The C.I.O. has done very good work up to date, but its biggest tasks still remain ahead. There is to be accomplished not only the successful completion of the organization drives in steel, auto, etc., but also, as I have pointed out, the broad tasks of consolidating the victory; that is, of realizing the full economic and political possibilities of the C.I.O. movement, including the extension of the organization work far and wide in industry generally; the re-establishment of a unified and democratized A. F. of L. based on industrial unionism and a class struggle policy and with a progressive leadership; the foundation of a great united front Farmer-Labor Party as the beginning of an American People’s Front; the building up of a broad peace movement, etc.
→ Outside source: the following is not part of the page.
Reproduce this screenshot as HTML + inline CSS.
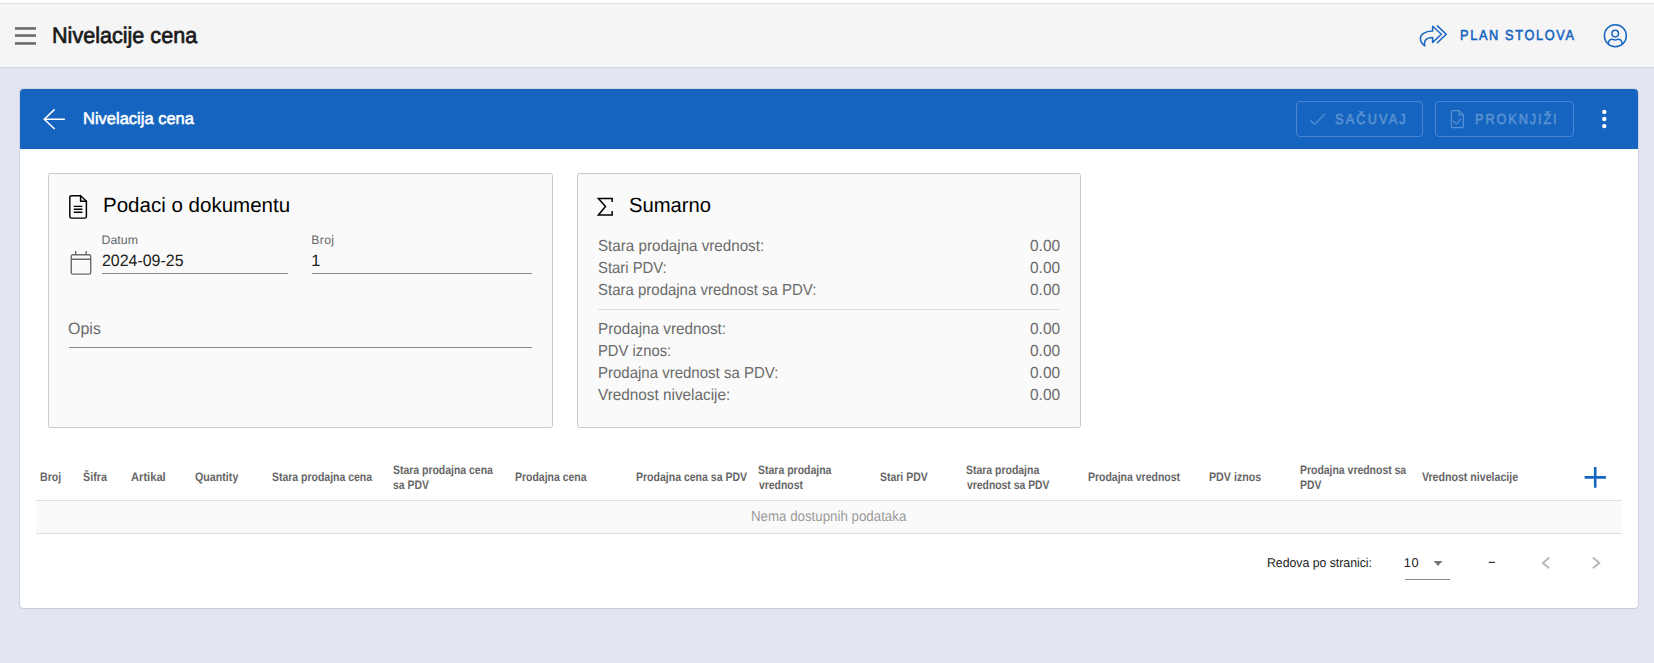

These tasks confronting the C.I.O. amount, in sum, to a veritable renaissance of the whole American trade union movement.
John L. Lewis and other C.I.O. leaders, although having a very conservative background, have shown a real spirit of progress in the development of the C.I.O. movement. Their progressive advance was a most extraordinary development to take place in the ranks of the reactionary A. F. of L. trade union leadership. And to accomplish the historic tasks of the great forward development of which they stand at the head, new tests will be made of their responsiveness to the masses’ needs. To realize in full the implications and possibilities of the situation they will have to display the broadest vision and livest progressivism. They have in their hands the opportunity to do a most fundamental service to the working class, not only of America, but of the whole world.
New York, January, 1937
1. See The Great Steel Strike and Its Lessons, by William Z. Foster, and The Passaic Textile Strike by Mary Heaton Vorse.